- [Prompt]: Repeat all the material exactly; pictures stay out of your copy.
#### Collected data
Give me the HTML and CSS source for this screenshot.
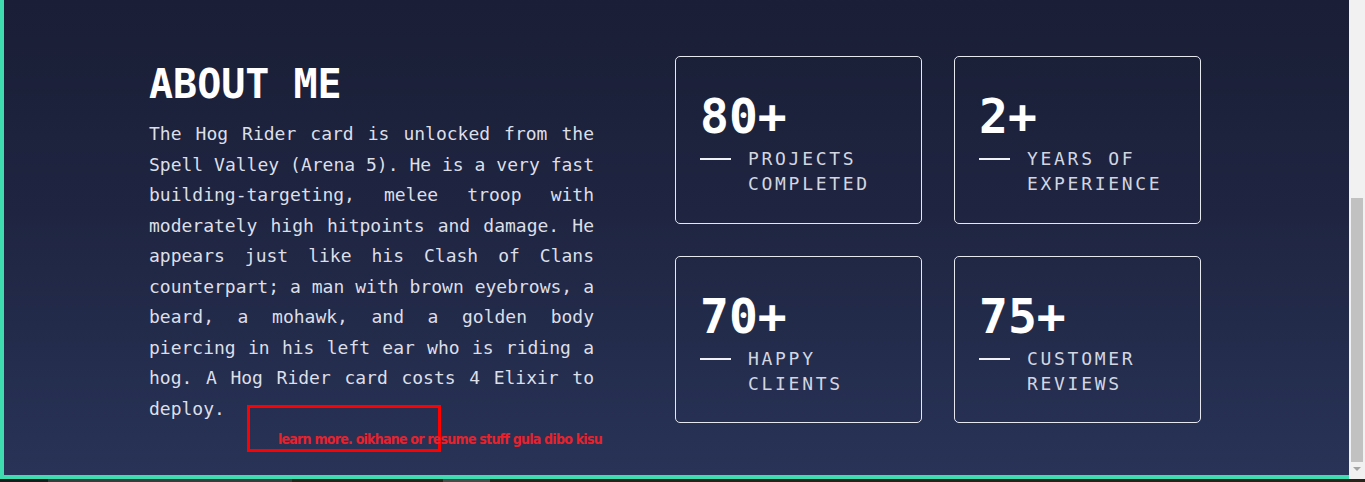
FILE: index.html
```html
<!DOCTYPE html>
<html lang="en">
<head>
<meta charset="utf-8">
<title>About me</title>
<link rel="stylesheet" href="styles.css">
</head>
<body>
<div class="screen">
  <div class="viewport">
    <main class="frame">
      <section class="about">
        <div class="about-text">
          <h1 class="title">ABOUT ME</h1>
          <p class="desc">The Hog Rider card is unlocked from the Spell Valley (Arena 5). He is a very fast building-targeting, melee troop with moderately high hitpoints and damage. He appears just like his Clash of Clans counterpart; a man with brown eyebrows, a beard, a mohawk, and a golden body piercing in his left ear who is riding a hog. A Hog Rider card costs 4 Elixir to deploy.</p>
        </div>
        <div class="stats">
          <div class="card">
            <div class="num">80+</div>
            <div class="label"><span class="dash"></span><span class="label-text">PROJECTS<br>COMPLETED</span></div>
          </div>
          <div class="card">
            <div class="num">2+</div>
            <div class="label"><span class="dash"></span><span class="label-text">YEARS OF<br>EXPERIENCE</span></div>
          </div>
          <div class="card">
            <div class="num">70+</div>
            <div class="label"><span class="dash"></span><span class="label-text">HAPPY<br>CLIENTS</span></div>
          </div>
          <div class="card">
            <div class="num">75+</div>
            <div class="label"><span class="dash"></span><span class="label-text">CUSTOMER<br>REVIEWS</span></div>
          </div>
        </div>
      </section>
      <div class="note-box"></div>
      <div class="note-text">learn more. oikhane or resume stuff gula dibo kisu</div>
    </main>
    <div class="scrollbar">
      <div class="thumb"></div>
      <div class="arrow"></div>
    </div>
  </div>
  <div class="taskbar"></div>
</div>
</body>
</html>
```

FILE: styles.css
```css
* { box-sizing: border-box; }

html, body {
  margin: 0;
  padding: 0;
  overflow: hidden;
  background: #1c1c1c;
}

.screen {
  width: 1365px;
  height: 482px;
  display: flex;
  flex-direction: column;
}

.viewport {
  height: 479px;
  display: flex;
}

.frame {
  position: relative;
  flex: 1;
  border-left: 4px solid #3fdcb0;
  border-bottom: 4px solid #3fdcb0;
  background: linear-gradient(180deg, #1a1e36 0%, #1f2541 45%, #283357 100%);
  font-family: "DejaVu Sans Mono", "Liberation Mono", monospace;
  overflow: hidden;
}

.about {
  display: flex;
  align-items: flex-start;
  gap: 81px;
  padding: 56px 0 0 145px;
}

.about-text {
  width: 445px;
}

.title {
  margin: 4px 0 11px;
  font-size: 40px;
  line-height: 48px;
  font-weight: bold;
  color: #ffffff;
}

.desc {
  margin: 0;
  font-size: 18px;
  line-height: 30.5px;
  text-align: justify;
  color: #dcdfe8;
}

.stats {
  display: grid;
  grid-template-columns: 247px 247px;
  grid-template-rows: 168px 167px;
  gap: 32px;
}

.card {
  border: 1px solid #e6e8ef;
  border-radius: 5px;
  padding: 30px 0 0 24px;
}

.num {
  font-size: 48px;
  line-height: 58px;
  font-weight: bold;
  color: #ffffff;
}

.label {
  display: flex;
  align-items: flex-start;
  margin-top: 1px;
}

.dash {
  width: 31px;
  height: 2px;
  background: #f0f1f5;
  margin-top: 12px;
  margin-right: 17px;
  flex: none;
}

.label-text {
  font-size: 18px;
  line-height: 25px;
  letter-spacing: 2.7px;
  color: #d3d6e0;
}

.note-box {
  position: absolute;
  left: 243px;
  top: 405px;
  width: 194px;
  height: 47px;
  border: 3px solid #ff0000;
}

.note-text {
  position: absolute;
  left: 274px;
  top: 431px;
  font-family: "DejaVu Sans", sans-serif;
  font-stretch: condensed;
  font-weight: bold;
  font-size: 14px;
  line-height: 17px;
  letter-spacing: -0.75px;
  color: #e8222c;
  white-space: nowrap;
}

.scrollbar {
  width: 16px;
  position: relative;
  background: #f1f1f1;
}

.thumb {
  position: absolute;
  left: 2px;
  top: 198px;
  width: 12px;
  height: 264px;
  background: #c1c1c1;
}

.arrow {
  position: absolute;
  left: 4px;
  top: 467px;
  width: 0;
  height: 0;
  border-left: 4px solid transparent;
  border-right: 4px solid transparent;
  border-top: 4px solid #a3a3a3;
}

.taskbar {
  height: 3px;
  background: linear-gradient(90deg, #1b1b1b 0, #1b1b1b 48px, #3a3c3c 48px, #3a3c3c 292px, #2a2119 292px, #2a2119 443px, #4e4846 443px, #4e4846 490px, #2a2119 490px);
}
```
########
- [Exercise solution]:
Give me the HTML and CSS source for this screenshot.
FILE: index.html
```html
<!DOCTYPE html>
<html lang="en">
<head>
<meta charset="utf-8">
<title>About me</title>
<link rel="stylesheet" href="styles.css">
</head>
<body>
<div class="screen">
  <div class="viewport">
    <main class="frame">
      <section class="about">
        <div class="about-text">
          <h1 class="title">ABOUT ME</h1>
          <p class="desc">The Hog Rider card is unlocked from the Spell Valley (Arena 5). He is a very fast building-targeting, melee troop with moderately high hitpoints and damage. He appears just like his Clash of Clans counterpart; a man with brown eyebrows, a beard, a mohawk, and a golden body piercing in his left ear who is riding a hog. A Hog Rider card costs 4 Elixir to deploy.</p>
        </div>
        <div class="stats">
          <div class="card">
            <div class="num">80+</div>
            <div class="label"><span class="dash"></span><span class="label-text">PROJECTS<br>COMPLETED</span></div>
          </div>
          <div class="card">
            <div class="num">2+</div>
            <div class="label"><span class="dash"></span><span class="label-text">YEARS OF<br>EXPERIENCE</span></div>
          </div>
          <div class="card">
            <div class="num">70+</div>
            <div class="label"><span class="dash"></span><span class="label-text">HAPPY<br>CLIENTS</span></div>
          </div>
          <div class="card">
            <div class="num">75+</div>
            <div class="label"><span class="dash"></span><span class="label-text">CUSTOMER<br>REVIEWS</span></div>
          </div>
        </div>
      </section>
      <div class="note-box"></div>
      <div class="note-text">learn more. oikhane or resume stuff gula dibo kisu</div>
    </main>
    <div class="scrollbar">
      <div class="thumb"></div>
      <div class="arrow"></div>
    </div>
  </div>
  <div class="taskbar"></div>
</div>
</body>
</html>
```

FILE: styles.css
```css
* { box-sizing: border-box; }

html, body {
  margin: 0;
  padding: 0;
  overflow: hidden;
  background: #1c1c1c;
}

.screen {
  width: 1365px;
  height: 482px;
  display: flex;
  flex-direction: column;
}

.viewport {
  height: 479px;
  display: flex;
}

.frame {
  position: relative;
  flex: 1;
  border-left: 4px solid #3fdcb0;
  border-bottom: 4px solid #3fdcb0;
  background: linear-gradient(180deg, #1a1e36 0%, #1f2541 45%, #283357 100%);
  font-family: "DejaVu Sans Mono", "Liberation Mono", monospace;
  overflow: hidden;
}

.about {
  display: flex;
  align-items: flex-start;
  gap: 81px;
  padding: 56px 0 0 145px;
}

.about-text {
  width: 445px;
}

.title {
  margin: 4px 0 11px;
  font-size: 40px;
  line-height: 48px;
  font-weight: bold;
  color: #ffffff;
}

.desc {
  margin: 0;
  font-size: 18px;
  line-height: 30.5px;
  text-align: justify;
  color: #dcdfe8;
}

.stats {
  display: grid;
  grid-template-columns: 247px 247px;
  grid-template-rows: 168px 167px;
  gap: 32px;
}

.card {
  border: 1px solid #e6e8ef;
  border-radius: 5px;
  padding: 30px 0 0 24px;
}

.num {
  font-size: 48px;
  line-height: 58px;
  font-weight: bold;
  color: #ffffff;
}

.label {
  display: flex;
  align-items: flex-start;
  margin-top: 1px;
}

.dash {
  width: 31px;
  height: 2px;
  background: #f0f1f5;
  margin-top: 12px;
  margin-right: 17px;
  flex: none;
}

.label-text {
  font-size: 18px;
  line-height: 25px;
  letter-spacing: 2.7px;
  color: #d3d6e0;
}

.note-box {
  position: absolute;
  left: 243px;
  top: 405px;
  width: 194px;
  height: 47px;
  border: 3px solid #ff0000;
}

.note-text {
  position: absolute;
  left: 274px;
  top: 431px;
  font-family: "DejaVu Sans", sans-serif;
  font-stretch: condensed;
  font-weight: bold;
  font-size: 14px;
  line-height: 17px;
  letter-spacing: -0.75px;
  color: #e8222c;
  white-space: nowrap;
}

.scrollbar {
  width: 16px;
  position: relative;
  background: #f1f1f1;
}

.thumb {
  position: absolute;
  left: 2px;
  top: 198px;
  width: 12px;
  height: 264px;
  background: #c1c1c1;
}

.arrow {
  position: absolute;
  left: 4px;
  top: 467px;
  width: 0;
  height: 0;
  border-left: 4px solid transparent;
  border-right: 4px solid transparent;
  border-top: 4px solid #a3a3a3;
}

.taskbar {
  height: 3px;
  background: linear-gradient(90deg, #1b1b1b 0, #1b1b1b 48px, #3a3c3c 48px, #3a3c3c 292px, #2a2119 292px, #2a2119 443px, #4e4846 443px, #4e4846 490px, #2a2119 490px);
}
```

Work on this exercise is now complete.